▶ _PROBLEM REQUIREMENTS_
The data below should be restated word for word, with every picture omitted.

-=-=-=-=-

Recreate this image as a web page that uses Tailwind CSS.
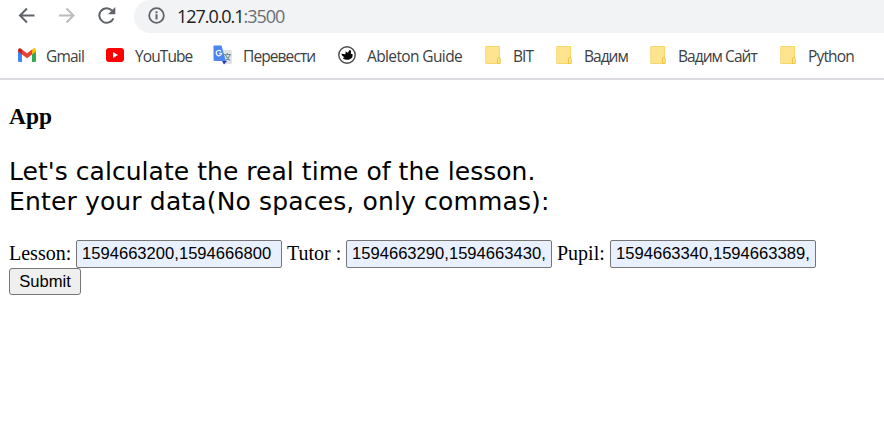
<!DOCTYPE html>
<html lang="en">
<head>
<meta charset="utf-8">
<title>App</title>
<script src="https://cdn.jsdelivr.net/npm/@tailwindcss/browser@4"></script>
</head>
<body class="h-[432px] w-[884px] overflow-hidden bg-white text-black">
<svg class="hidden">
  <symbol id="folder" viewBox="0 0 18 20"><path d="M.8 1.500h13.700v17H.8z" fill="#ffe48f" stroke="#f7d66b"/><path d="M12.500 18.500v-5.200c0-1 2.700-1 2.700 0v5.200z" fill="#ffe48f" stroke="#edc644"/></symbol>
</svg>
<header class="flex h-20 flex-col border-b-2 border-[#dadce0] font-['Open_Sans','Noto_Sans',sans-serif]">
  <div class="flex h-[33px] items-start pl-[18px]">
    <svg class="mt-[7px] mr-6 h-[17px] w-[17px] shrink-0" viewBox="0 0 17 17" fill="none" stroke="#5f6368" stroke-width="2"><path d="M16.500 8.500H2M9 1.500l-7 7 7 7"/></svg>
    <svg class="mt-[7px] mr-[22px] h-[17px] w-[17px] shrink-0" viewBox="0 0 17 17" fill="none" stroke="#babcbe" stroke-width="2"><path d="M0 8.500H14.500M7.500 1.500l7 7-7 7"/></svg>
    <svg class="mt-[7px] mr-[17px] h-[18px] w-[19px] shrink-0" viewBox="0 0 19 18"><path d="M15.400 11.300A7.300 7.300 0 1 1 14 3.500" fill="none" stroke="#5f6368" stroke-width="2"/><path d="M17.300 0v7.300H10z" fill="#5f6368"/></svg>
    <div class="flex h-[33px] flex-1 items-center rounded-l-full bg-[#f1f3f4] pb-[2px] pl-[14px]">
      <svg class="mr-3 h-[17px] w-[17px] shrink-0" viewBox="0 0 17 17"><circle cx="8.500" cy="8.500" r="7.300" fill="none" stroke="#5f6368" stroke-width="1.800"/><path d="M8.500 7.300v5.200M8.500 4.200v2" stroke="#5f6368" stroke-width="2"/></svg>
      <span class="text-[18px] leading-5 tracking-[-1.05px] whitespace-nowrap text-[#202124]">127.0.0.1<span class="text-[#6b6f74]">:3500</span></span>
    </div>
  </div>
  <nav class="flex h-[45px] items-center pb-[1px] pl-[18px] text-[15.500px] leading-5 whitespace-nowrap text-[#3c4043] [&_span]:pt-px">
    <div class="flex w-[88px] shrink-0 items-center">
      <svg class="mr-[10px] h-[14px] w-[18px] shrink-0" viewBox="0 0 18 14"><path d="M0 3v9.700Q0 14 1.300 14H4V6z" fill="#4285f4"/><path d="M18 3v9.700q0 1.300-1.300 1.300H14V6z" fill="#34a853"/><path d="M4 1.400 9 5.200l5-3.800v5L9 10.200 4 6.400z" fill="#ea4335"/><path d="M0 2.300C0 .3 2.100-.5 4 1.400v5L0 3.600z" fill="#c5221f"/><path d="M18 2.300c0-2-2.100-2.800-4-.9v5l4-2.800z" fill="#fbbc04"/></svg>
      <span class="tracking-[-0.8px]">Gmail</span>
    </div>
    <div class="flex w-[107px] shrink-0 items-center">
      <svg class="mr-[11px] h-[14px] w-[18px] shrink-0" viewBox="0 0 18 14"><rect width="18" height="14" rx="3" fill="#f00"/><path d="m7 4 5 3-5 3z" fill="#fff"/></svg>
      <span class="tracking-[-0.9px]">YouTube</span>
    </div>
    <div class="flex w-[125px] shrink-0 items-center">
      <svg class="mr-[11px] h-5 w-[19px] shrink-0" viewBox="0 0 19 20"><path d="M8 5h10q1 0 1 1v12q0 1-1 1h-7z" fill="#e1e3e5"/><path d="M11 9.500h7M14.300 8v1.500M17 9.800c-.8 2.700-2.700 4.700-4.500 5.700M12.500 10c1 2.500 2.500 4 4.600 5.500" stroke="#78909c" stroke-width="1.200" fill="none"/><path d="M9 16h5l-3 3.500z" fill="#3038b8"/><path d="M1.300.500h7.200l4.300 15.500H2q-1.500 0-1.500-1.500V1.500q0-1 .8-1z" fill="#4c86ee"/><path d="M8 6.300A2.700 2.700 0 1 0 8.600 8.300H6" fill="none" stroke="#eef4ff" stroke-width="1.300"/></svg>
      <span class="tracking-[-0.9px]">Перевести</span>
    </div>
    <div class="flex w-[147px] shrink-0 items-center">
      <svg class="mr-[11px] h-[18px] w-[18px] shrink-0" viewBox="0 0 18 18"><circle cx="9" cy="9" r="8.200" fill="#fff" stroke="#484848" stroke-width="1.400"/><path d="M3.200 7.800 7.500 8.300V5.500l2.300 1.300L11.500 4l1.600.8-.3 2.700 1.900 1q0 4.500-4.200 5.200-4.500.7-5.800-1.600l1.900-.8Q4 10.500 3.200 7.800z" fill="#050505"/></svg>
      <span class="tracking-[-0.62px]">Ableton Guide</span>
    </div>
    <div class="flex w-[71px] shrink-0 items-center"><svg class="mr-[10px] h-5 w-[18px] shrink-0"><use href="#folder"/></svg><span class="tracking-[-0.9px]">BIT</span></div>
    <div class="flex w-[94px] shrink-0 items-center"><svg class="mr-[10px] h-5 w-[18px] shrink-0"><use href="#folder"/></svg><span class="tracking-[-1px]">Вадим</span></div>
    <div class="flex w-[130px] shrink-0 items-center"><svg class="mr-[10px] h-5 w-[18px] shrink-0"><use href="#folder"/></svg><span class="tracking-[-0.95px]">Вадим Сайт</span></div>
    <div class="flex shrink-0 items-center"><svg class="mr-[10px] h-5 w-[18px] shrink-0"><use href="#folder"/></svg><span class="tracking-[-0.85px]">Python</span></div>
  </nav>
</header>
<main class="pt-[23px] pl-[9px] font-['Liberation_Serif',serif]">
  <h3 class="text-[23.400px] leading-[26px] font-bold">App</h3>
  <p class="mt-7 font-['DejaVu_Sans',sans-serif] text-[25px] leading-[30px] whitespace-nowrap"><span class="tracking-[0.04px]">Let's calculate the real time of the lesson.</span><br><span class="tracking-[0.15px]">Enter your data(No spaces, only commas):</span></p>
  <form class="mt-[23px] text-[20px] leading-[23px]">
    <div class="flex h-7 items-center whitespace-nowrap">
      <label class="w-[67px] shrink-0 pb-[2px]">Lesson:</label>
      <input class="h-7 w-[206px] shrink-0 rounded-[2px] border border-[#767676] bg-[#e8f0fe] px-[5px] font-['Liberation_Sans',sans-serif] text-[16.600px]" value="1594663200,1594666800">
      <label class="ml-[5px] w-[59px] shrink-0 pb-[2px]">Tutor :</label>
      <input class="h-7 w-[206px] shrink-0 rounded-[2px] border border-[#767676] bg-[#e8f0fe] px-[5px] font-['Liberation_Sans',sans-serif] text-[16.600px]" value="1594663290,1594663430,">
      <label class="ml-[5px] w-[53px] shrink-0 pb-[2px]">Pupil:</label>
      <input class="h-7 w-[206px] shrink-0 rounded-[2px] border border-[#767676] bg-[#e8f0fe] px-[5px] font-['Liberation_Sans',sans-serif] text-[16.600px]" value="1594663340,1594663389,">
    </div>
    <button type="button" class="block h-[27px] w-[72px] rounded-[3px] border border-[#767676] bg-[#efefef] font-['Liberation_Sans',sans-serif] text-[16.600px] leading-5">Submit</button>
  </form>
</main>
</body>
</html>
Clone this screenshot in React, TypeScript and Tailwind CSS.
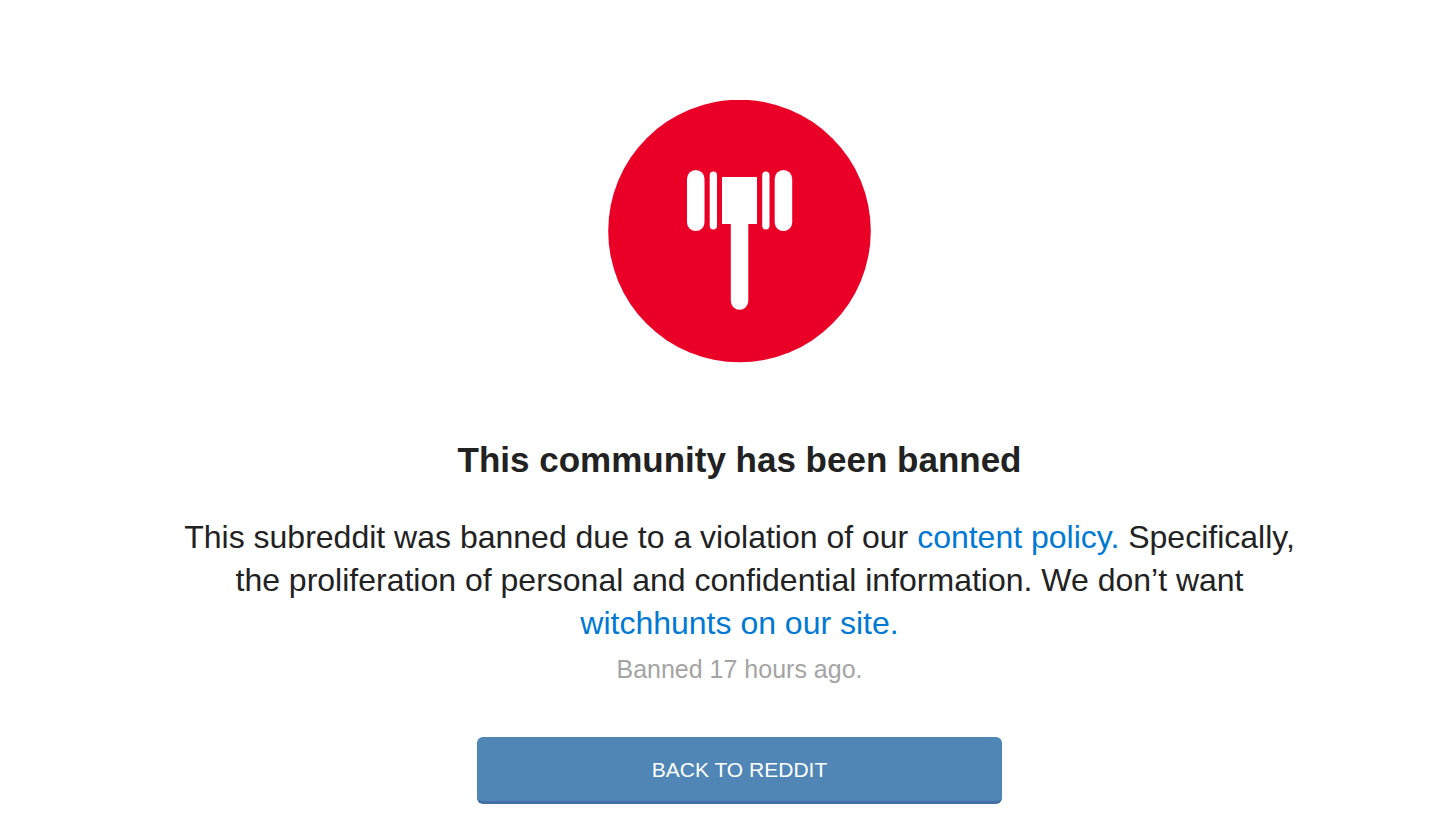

-=-=-=-=-

▶ _RESULT BELOW_
Recreate this image as a web page that uses Tailwind CSS.
<!DOCTYPE html>
<html lang="en">
<head>
<meta charset="utf-8">
<title>App</title>
<script src="https://cdn.jsdelivr.net/npm/@tailwindcss/browser@4"></script>
</head>
<body class="h-[432px] w-[884px] overflow-hidden bg-white text-black">
<svg class="hidden">
  <symbol id="folder" viewBox="0 0 18 20"><path d="M.8 1.500h13.700v17H.8z" fill="#ffe48f" stroke="#f7d66b"/><path d="M12.500 18.500v-5.200c0-1 2.700-1 2.700 0v5.200z" fill="#ffe48f" stroke="#edc644"/></symbol>
</svg>
<header class="flex h-20 flex-col border-b-2 border-[#dadce0] font-['Open_Sans','Noto_Sans',sans-serif]">
  <div class="flex h-[33px] items-start pl-[18px]">
    <svg class="mt-[7px] mr-6 h-[17px] w-[17px] shrink-0" viewBox="0 0 17 17" fill="none" stroke="#5f6368" stroke-width="2"><path d="M16.500 8.500H2M9 1.500l-7 7 7 7"/></svg>
    <svg class="mt-[7px] mr-[22px] h-[17px] w-[17px] shrink-0" viewBox="0 0 17 17" fill="none" stroke="#babcbe" stroke-width="2"><path d="M0 8.500H14.500M7.500 1.500l7 7-7 7"/></svg>
    <svg class="mt-[7px] mr-[17px] h-[18px] w-[19px] shrink-0" viewBox="0 0 19 18"><path d="M15.400 11.300A7.300 7.300 0 1 1 14 3.500" fill="none" stroke="#5f6368" stroke-width="2"/><path d="M17.300 0v7.300H10z" fill="#5f6368"/></svg>
    <div class="flex h-[33px] flex-1 items-center rounded-l-full bg-[#f1f3f4] pb-[2px] pl-[14px]">
      <svg class="mr-3 h-[17px] w-[17px] shrink-0" viewBox="0 0 17 17"><circle cx="8.500" cy="8.500" r="7.300" fill="none" stroke="#5f6368" stroke-width="1.800"/><path d="M8.500 7.300v5.200M8.500 4.200v2" stroke="#5f6368" stroke-width="2"/></svg>
      <span class="text-[18px] leading-5 tracking-[-1.05px] whitespace-nowrap text-[#202124]">127.0.0.1<span class="text-[#6b6f74]">:3500</span></span>
    </div>
  </div>
  <nav class="flex h-[45px] items-center pb-[1px] pl-[18px] text-[15.500px] leading-5 whitespace-nowrap text-[#3c4043] [&_span]:pt-px">
    <div class="flex w-[88px] shrink-0 items-center">
      <svg class="mr-[10px] h-[14px] w-[18px] shrink-0" viewBox="0 0 18 14"><path d="M0 3v9.700Q0 14 1.300 14H4V6z" fill="#4285f4"/><path d="M18 3v9.700q0 1.300-1.300 1.300H14V6z" fill="#34a853"/><path d="M4 1.400 9 5.200l5-3.800v5L9 10.200 4 6.400z" fill="#ea4335"/><path d="M0 2.300C0 .3 2.100-.5 4 1.400v5L0 3.600z" fill="#c5221f"/><path d="M18 2.300c0-2-2.100-2.800-4-.9v5l4-2.800z" fill="#fbbc04"/></svg>
      <span class="tracking-[-0.8px]">Gmail</span>
    </div>
    <div class="flex w-[107px] shrink-0 items-center">
      <svg class="mr-[11px] h-[14px] w-[18px] shrink-0" viewBox="0 0 18 14"><rect width="18" height="14" rx="3" fill="#f00"/><path d="m7 4 5 3-5 3z" fill="#fff"/></svg>
      <span class="tracking-[-0.9px]">YouTube</span>
    </div>
    <div class="flex w-[125px] shrink-0 items-center">
      <svg class="mr-[11px] h-5 w-[19px] shrink-0" viewBox="0 0 19 20"><path d="M8 5h10q1 0 1 1v12q0 1-1 1h-7z" fill="#e1e3e5"/><path d="M11 9.500h7M14.300 8v1.500M17 9.800c-.8 2.700-2.700 4.700-4.500 5.700M12.500 10c1 2.500 2.500 4 4.600 5.500" stroke="#78909c" stroke-width="1.200" fill="none"/><path d="M9 16h5l-3 3.500z" fill="#3038b8"/><path d="M1.300.500h7.200l4.300 15.500H2q-1.500 0-1.500-1.500V1.500q0-1 .8-1z" fill="#4c86ee"/><path d="M8 6.300A2.700 2.700 0 1 0 8.600 8.300H6" fill="none" stroke="#eef4ff" stroke-width="1.300"/></svg>
      <span class="tracking-[-0.9px]">Перевести</span>
    </div>
    <div class="flex w-[147px] shrink-0 items-center">
      <svg class="mr-[11px] h-[18px] w-[18px] shrink-0" viewBox="0 0 18 18"><circle cx="9" cy="9" r="8.200" fill="#fff" stroke="#484848" stroke-width="1.400"/><path d="M3.200 7.800 7.500 8.300V5.500l2.300 1.300L11.500 4l1.600.8-.3 2.700 1.900 1q0 4.500-4.200 5.200-4.500.7-5.800-1.600l1.900-.8Q4 10.500 3.200 7.800z" fill="#050505"/></svg>
      <span class="tracking-[-0.62px]">Ableton Guide</span>
    </div>
    <div class="flex w-[71px] shrink-0 items-center"><svg class="mr-[10px] h-5 w-[18px] shrink-0"><use href="#folder"/></svg><span class="tracking-[-0.9px]">BIT</span></div>
    <div class="flex w-[94px] shrink-0 items-center"><svg class="mr-[10px] h-5 w-[18px] shrink-0"><use href="#folder"/></svg><span class="tracking-[-1px]">Вадим</span></div>
    <div class="flex w-[130px] shrink-0 items-center"><svg class="mr-[10px] h-5 w-[18px] shrink-0"><use href="#folder"/></svg><span class="tracking-[-0.95px]">Вадим Сайт</span></div>
    <div class="flex shrink-0 items-center"><svg class="mr-[10px] h-5 w-[18px] shrink-0"><use href="#folder"/></svg><span class="tracking-[-0.85px]">Python</span></div>
  </nav>
</header>
<main class="pt-[23px] pl-[9px] font-['Liberation_Serif',serif]">
  <h3 class="text-[23.400px] leading-[26px] font-bold">App</h3>
  <p class="mt-7 font-['DejaVu_Sans',sans-serif] text-[25px] leading-[30px] whitespace-nowrap"><span class="tracking-[0.04px]">Let's calculate the real time of the lesson.</span><br><span class="tracking-[0.15px]">Enter your data(No spaces, only commas):</span></p>
  <form class="mt-[23px] text-[20px] leading-[23px]">
    <div class="flex h-7 items-center whitespace-nowrap">
      <label class="w-[67px] shrink-0 pb-[2px]">Lesson:</label>
      <input class="h-7 w-[206px] shrink-0 rounded-[2px] border border-[#767676] bg-[#e8f0fe] px-[5px] font-['Liberation_Sans',sans-serif] text-[16.600px]" value="1594663200,1594666800">
      <label class="ml-[5px] w-[59px] shrink-0 pb-[2px]">Tutor :</label>
      <input class="h-7 w-[206px] shrink-0 rounded-[2px] border border-[#767676] bg-[#e8f0fe] px-[5px] font-['Liberation_Sans',sans-serif] text-[16.600px]" value="1594663290,1594663430,">
      <label class="ml-[5px] w-[53px] shrink-0 pb-[2px]">Pupil:</label>
      <input class="h-7 w-[206px] shrink-0 rounded-[2px] border border-[#767676] bg-[#e8f0fe] px-[5px] font-['Liberation_Sans',sans-serif] text-[16.600px]" value="1594663340,1594663389,">
    </div>
    <button type="button" class="block h-[27px] w-[72px] rounded-[3px] border border-[#767676] bg-[#efefef] font-['Liberation_Sans',sans-serif] text-[16.600px] leading-5">Submit</button>
  </form>
</main>
</body>
</html>
Clone this screenshot in React, TypeScript and Tailwind CSS.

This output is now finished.